On top of that, the game also offers better tracking of individual statistics for modes (cumulative play-time, challenge scores and high-score tables, and stats like the average time taken to dispense with Puzzle levels), networked ad hoc multiplayer Duels, as before, the option to share a trial version with another PSP owner (multiplay requires two UMDs, mind), and the chance to play a demo of Q Entertainment's other forthcoming PSP title, Every Extend Extra.
All of which is wrapped up in the same slick presentation that you may already have witnessed on Xbox 360; tiered menus with spoken titles, and a trance-like menu theme that's managed to play interminably behind this word-processor without winding me up to the point of violence.
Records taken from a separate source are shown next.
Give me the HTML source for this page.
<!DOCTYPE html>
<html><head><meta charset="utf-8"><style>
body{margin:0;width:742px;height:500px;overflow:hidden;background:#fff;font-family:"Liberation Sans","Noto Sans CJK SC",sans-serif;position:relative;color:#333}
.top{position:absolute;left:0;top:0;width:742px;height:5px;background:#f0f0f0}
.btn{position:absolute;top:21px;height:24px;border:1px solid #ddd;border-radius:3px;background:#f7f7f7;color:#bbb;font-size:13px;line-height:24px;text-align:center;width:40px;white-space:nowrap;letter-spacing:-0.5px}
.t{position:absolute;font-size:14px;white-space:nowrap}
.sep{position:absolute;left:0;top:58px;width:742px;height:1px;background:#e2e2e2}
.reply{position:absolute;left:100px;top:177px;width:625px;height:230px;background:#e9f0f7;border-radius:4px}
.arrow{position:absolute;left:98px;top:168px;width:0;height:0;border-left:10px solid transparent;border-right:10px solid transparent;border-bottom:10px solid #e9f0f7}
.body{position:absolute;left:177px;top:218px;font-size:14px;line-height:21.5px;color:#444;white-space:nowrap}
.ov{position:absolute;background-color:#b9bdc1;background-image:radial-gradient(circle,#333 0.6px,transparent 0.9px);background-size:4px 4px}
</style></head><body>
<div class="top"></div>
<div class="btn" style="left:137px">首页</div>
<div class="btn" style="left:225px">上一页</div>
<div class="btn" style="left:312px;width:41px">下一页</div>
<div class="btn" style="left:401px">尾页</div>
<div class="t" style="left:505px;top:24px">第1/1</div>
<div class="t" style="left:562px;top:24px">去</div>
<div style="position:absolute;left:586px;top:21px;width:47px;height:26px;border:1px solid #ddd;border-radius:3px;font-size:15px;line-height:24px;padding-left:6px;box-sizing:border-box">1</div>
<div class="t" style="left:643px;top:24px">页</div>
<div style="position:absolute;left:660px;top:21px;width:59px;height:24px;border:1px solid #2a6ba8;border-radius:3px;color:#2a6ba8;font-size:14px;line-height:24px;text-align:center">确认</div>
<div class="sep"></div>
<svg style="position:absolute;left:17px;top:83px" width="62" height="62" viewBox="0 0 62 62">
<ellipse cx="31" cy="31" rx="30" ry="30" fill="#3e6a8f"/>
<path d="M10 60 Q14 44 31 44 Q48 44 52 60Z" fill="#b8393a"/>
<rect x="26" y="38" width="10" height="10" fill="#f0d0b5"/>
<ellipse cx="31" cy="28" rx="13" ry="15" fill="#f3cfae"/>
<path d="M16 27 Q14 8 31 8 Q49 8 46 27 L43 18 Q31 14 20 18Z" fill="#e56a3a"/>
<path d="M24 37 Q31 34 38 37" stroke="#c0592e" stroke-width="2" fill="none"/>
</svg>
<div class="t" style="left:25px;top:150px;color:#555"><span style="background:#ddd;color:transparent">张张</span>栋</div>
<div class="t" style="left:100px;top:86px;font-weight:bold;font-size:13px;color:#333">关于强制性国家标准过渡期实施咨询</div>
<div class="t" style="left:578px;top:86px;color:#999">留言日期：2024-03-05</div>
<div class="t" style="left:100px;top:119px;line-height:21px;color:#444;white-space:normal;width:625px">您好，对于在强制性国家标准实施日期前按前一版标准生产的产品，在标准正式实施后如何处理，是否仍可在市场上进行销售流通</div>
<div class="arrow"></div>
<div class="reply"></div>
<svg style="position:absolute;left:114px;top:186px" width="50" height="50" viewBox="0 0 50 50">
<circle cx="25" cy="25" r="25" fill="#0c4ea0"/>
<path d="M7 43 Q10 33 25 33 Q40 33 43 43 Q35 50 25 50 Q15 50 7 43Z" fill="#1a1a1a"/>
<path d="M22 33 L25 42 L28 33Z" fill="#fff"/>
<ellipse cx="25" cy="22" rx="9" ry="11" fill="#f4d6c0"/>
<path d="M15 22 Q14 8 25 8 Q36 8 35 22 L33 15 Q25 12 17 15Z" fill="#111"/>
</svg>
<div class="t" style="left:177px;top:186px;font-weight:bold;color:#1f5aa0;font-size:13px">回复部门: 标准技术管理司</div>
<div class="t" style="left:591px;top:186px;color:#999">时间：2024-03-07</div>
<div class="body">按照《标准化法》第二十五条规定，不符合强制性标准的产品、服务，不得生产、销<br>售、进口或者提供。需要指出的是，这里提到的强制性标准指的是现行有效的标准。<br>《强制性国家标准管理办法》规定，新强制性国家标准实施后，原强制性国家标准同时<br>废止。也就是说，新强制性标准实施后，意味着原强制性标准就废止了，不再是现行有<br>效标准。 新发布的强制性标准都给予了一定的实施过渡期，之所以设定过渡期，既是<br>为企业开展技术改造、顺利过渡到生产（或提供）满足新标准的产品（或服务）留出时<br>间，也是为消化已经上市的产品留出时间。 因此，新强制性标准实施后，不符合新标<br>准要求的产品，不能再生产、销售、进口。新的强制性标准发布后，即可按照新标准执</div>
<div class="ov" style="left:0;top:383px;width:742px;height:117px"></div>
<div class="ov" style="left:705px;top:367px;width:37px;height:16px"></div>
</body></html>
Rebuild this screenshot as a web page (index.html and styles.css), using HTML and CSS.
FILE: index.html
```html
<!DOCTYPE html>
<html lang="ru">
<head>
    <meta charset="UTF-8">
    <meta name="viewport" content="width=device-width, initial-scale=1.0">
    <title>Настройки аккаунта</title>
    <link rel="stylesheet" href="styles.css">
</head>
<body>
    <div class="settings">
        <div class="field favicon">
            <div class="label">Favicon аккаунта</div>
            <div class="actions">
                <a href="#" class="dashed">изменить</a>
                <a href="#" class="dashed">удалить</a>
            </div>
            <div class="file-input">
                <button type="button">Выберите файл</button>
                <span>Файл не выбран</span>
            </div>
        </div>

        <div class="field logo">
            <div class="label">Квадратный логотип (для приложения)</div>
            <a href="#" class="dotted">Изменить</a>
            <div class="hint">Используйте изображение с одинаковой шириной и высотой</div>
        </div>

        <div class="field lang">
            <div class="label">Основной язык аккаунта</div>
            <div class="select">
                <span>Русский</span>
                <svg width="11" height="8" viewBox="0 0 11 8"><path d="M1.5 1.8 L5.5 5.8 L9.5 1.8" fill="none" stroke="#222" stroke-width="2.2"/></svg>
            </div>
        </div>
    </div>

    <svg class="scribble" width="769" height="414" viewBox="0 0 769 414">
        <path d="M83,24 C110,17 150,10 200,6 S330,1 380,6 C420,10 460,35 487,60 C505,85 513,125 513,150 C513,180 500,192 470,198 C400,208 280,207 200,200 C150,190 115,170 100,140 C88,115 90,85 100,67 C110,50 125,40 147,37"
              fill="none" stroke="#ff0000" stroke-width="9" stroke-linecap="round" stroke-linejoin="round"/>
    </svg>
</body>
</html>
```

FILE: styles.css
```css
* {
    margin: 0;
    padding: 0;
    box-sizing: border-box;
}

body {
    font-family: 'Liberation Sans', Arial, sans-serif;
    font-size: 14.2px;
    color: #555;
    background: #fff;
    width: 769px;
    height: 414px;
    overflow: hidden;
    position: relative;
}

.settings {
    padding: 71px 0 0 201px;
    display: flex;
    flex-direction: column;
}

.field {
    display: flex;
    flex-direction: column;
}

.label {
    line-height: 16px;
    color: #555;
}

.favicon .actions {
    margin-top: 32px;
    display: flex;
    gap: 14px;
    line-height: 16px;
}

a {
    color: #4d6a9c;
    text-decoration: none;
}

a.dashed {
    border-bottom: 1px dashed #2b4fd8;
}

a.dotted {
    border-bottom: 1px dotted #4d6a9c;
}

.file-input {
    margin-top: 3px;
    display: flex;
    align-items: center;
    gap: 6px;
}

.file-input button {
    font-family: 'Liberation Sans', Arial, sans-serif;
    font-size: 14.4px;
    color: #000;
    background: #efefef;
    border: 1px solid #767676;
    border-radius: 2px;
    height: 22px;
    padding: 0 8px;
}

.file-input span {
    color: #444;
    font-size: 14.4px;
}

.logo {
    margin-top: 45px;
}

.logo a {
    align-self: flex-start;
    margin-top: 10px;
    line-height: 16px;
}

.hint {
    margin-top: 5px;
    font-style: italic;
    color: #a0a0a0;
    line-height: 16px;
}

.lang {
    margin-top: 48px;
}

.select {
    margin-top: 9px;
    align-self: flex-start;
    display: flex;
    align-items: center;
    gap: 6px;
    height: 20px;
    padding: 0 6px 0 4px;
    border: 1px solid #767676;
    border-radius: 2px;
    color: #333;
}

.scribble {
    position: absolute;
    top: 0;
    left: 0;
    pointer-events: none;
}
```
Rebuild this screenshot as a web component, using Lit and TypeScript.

Which is more than can be said for Rendez-vous, which started to annoy me within about half an hour.
Anyway, look out for a full review early next month, ahead of the game's 17th November release, when we'll more thoroughly examine whether these new elements are merely superficial improvements to what was already a phenomenally absorbing puzzle game or something grander, and what else the game has to offer experienced players as they delve further under the blanket. I'm not sure whether I'll be your compère for that particular event, but I'll be planning a weekend of remote activities fit for a few long-distance Challenge sessions just in case.
Lumines II is due out exclusively on PSP on 17th November.